Nelle parole di Valuska si percepisce una nota, ingenua e quasi infantile, di speranza in una nuova luce del sole che torni a scaldare l’Ungheria, il suo popolo, e l’umanità intera. Essa persisterà per molta parte del film, resisterà alle tensioni che, a causa della nuova “attrazione” cittadina, verranno a crearsi. Ma quando queste esploderanno, nella magnifica ed agghiacciante scena dell’assalto all’ospedale, moderna riproposizione della strage degli innocenti, lo sguardo tenero ed innocente del nostro protagonista non sopravvivrà. La speranza, con quel primissimo piano lapidario e funereo, morirà.

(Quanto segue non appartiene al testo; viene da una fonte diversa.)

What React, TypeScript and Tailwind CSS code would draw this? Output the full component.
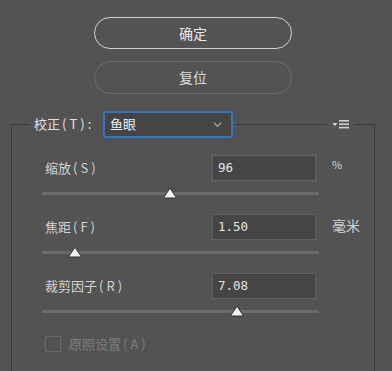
import React from 'react';

const FONT = { fontFamily: '"Noto Sans CJK SC", "Noto Sans", sans-serif' };

const ROWS = [
  { label: '缩放', key: 'S', value: '96', unit: '%', thumb: 170 },
  { label: '焦距', key: 'F', value: '1.50', unit: '毫米', thumb: 75 },
  { label: '裁剪因子', key: 'R', value: '7.08', unit: '', thumb: 237 },
];

// Chinese label + wide-spaced accelerator like "(S)"
const Label: React.FC<{ text: string; k: string; suffix?: string; className?: string }> = ({ text, k, suffix, className }) => (
  <span className={className}>
    {text}
    <span className="ml-[2px] tracking-[3px]">({k})</span>
    {suffix}
  </span>
);

const Slider: React.FC<{ at: number }> = ({ at }) => (
  // track spans x 42..319; at is page x of the thumb centre
  <div className="relative ml-[30px] w-[277px] h-[3px] bg-[#6b6b6b] mt-[11px]">
    <svg
      className="absolute top-[-5px]"
      style={{ left: at - 42 - 7 }}
      width="14"
      height="12"
      viewBox="0 0 14 12"
    >
      <path d="M7 1.2 L12.6 9.5 Q13 11 11.5 11 L2.5 11 Q1 11 1.4 9.5 Z" fill="#f2f2f2" stroke="#2e2e2e" strokeWidth="1" />
    </svg>
  </div>
);

const Row: React.FC<{ label: string; k: string; value: string; unit: string; thumb: number }> = ({ label, k, value, unit, thumb }) => (
  <div className="flex flex-col">
    <div className="flex items-center h-[26px]">
      <Label text={label} k={k} className="w-[200px] pl-[33px] text-[13px] text-[#d4d4d4]" />
      <div className="w-[104px] h-[26px] border border-[#616161] bg-[#454545] flex items-center pl-[5px]">
        <span className="text-[12.5px] text-[#e6e6e6]" style={{ fontFamily: '"DejaVu Sans Mono", monospace' }}>{value}</span>
      </div>
      <span className={`ml-[16px] text-[#d4d4d4] ${unit === '%' ? 'text-[11px] -mt-[8px]' : 'text-[14px] -mt-[3px]'}`}>{unit}</span>
    </div>
    <Slider at={thumb} />
  </div>
);

export default function App() {
  return (
    <div className="w-[392px] h-[371px] bg-[#535353] overflow-hidden flex flex-col" style={FONT}>
      {/* buttons */}
      <div className="flex flex-col ml-[94px] w-[198px] pt-[17px] gap-[12px]">
        <button className="h-[32px] rounded-full border-[1.5px] border-[#cfcfcf] text-[14px] text-[#e8e8e8] flex items-center justify-center">
          确定
        </button>
        <button className="h-[33px] rounded-full border-[1.5px] border-[#6c6c6c] text-[14px] text-[#dcdcdc] flex items-center justify-center">
          复位
        </button>
      </div>

      {/* group header */}
      <div className="flex items-center h-[26px] mt-[17px]">
        <div className="ml-[11px] w-[17px] h-[13px] self-end border-t border-l border-[#3a3a3a]" />
        <Label text="校正" k="T" suffix=":" className="ml-[6px] w-[69px] text-[13px] text-[#e0e0e0] whitespace-nowrap" />
        <div className="w-[130px] h-[27px] rounded-[2px] border-[2px] border-[#3b74b4] bg-[#454545] flex items-center justify-between pl-[5px] pr-[9px] shadow-[0_0_2px_#2f5f99]">
          <span className="text-[13px] text-[#f0f0f0]">鱼眼</span>
          <svg width="9" height="5" viewBox="0 0 9 5">
            <path d="M0.8 0.8 L4.5 4.3 L8.2 0.8" fill="none" stroke="#a8a8a8" strokeWidth="1.2" />
          </svg>
        </div>
        <div className="flex-1 ml-[3px] h-px bg-[#3a3a3a]" />
        <svg className="mx-[5px]" width="18" height="11" viewBox="0 0 18 11">
          <path d="M0.5 4 L5.5 4 L3 7 Z" fill="#d8d8d8" />
          <rect x="7" y="1" width="10" height="1.6" fill="#d0d0d0" />
          <rect x="7" y="4.4" width="10" height="1.6" fill="#d0d0d0" />
          <rect x="7" y="7.8" width="10" height="1.6" fill="#d0d0d0" />
        </svg>
        <div className="w-[20px] h-[13px] self-end border-t border-r border-[#3a3a3a] mr-[17px]" />
      </div>

      {/* group body */}
      <div className="flex-1 ml-[11px] w-[364px] border-l border-r border-[#3a3a3a] pt-[18px] flex flex-col gap-[19px]">
        {ROWS.map(r => (
          <Row key={r.key} label={r.label} k={r.key} value={r.value} unit={r.unit} thumb={r.thumb} />
        ))}
        <div className="flex items-center pl-[33px] mt-[2px]">
          <div className="w-[16px] h-[16px] border border-[#6a6a6a] rounded-[1px]" />
          <Label text="原照设置" k="A" className="ml-[8px] text-[13px] text-[#7c7c7c]" />
        </div>
      </div>
    </div>
  );
}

E così, già conscia dell’imminente avvenire, la macchina da presa si avvia verso l’uscio del bar, al termine della scena incipitaria. Valuska non ha terminato di liberare nell’aria la propria speranza. Ma non c’è più spazio per questa bizzarra, astrusa, quasi aliena forza, la speranza.
Note
[1] “The occasional use of a sequence shot today often turns out to be a competitive bravura act, a testing ground for directorial control and creativity”, The long take: art cinema and the wondrous, p. 9, Lutz Koepnick, Universtiy of Minnesota Press.